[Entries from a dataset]
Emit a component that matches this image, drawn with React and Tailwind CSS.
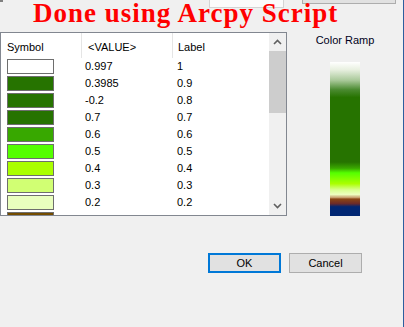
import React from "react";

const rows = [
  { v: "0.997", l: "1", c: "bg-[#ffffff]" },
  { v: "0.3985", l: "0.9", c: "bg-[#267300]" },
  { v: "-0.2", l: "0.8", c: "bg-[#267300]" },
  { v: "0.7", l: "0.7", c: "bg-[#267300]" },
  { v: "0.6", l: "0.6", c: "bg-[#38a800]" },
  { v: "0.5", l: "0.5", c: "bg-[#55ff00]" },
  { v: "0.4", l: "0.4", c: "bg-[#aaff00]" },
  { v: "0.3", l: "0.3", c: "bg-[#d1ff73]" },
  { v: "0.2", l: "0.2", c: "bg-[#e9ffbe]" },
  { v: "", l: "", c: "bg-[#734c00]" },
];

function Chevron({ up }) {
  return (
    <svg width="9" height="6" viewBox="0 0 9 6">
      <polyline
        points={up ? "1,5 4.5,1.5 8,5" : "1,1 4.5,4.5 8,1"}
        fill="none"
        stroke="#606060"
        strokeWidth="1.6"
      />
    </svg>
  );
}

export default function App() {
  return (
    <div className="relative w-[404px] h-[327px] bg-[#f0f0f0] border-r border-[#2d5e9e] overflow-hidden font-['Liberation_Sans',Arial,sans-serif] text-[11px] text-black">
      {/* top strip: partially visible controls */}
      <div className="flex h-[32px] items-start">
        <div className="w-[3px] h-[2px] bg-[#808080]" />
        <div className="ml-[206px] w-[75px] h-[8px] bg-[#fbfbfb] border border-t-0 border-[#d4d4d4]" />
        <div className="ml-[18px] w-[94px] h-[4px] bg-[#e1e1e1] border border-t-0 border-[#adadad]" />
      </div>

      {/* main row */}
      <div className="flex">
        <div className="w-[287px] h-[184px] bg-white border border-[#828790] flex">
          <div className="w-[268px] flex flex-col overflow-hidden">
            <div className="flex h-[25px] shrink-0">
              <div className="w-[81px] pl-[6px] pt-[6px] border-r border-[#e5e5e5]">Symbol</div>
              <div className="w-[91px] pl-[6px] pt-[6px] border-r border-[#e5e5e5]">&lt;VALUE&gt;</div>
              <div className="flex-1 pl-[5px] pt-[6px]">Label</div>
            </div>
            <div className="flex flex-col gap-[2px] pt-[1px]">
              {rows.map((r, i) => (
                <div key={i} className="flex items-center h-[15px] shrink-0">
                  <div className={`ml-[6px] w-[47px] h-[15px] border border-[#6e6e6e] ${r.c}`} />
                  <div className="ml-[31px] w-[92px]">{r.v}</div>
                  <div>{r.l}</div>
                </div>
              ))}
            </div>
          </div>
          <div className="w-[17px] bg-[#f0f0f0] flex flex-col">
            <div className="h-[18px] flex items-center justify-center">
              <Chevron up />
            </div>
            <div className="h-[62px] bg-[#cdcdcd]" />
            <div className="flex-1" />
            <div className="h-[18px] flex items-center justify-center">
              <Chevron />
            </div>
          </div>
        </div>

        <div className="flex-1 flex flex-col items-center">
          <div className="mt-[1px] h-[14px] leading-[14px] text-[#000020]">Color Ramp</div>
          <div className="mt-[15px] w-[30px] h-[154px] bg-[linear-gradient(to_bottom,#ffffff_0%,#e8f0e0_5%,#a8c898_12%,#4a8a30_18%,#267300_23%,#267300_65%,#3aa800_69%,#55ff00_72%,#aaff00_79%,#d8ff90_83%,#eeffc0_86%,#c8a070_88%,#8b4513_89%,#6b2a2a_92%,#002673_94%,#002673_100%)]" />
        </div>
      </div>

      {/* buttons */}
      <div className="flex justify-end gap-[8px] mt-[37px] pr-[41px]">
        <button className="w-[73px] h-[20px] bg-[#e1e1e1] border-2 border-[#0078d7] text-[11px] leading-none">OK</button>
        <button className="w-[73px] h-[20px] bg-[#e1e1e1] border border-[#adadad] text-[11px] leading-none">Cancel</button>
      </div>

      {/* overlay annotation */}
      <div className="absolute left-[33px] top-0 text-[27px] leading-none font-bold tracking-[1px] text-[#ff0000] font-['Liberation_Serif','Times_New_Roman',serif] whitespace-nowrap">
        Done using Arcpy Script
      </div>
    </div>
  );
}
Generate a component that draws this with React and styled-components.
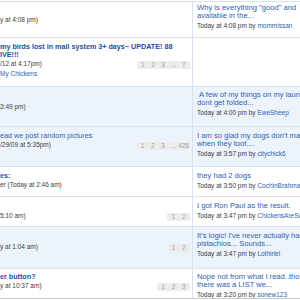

• **Goal**: Scan the material above. Copy each line that holds the word "this".

• **Full answer**:
Emit a component that matches this image, drawn with React and Tailwind CSS.
Generate a component that draws this with React and styled-components.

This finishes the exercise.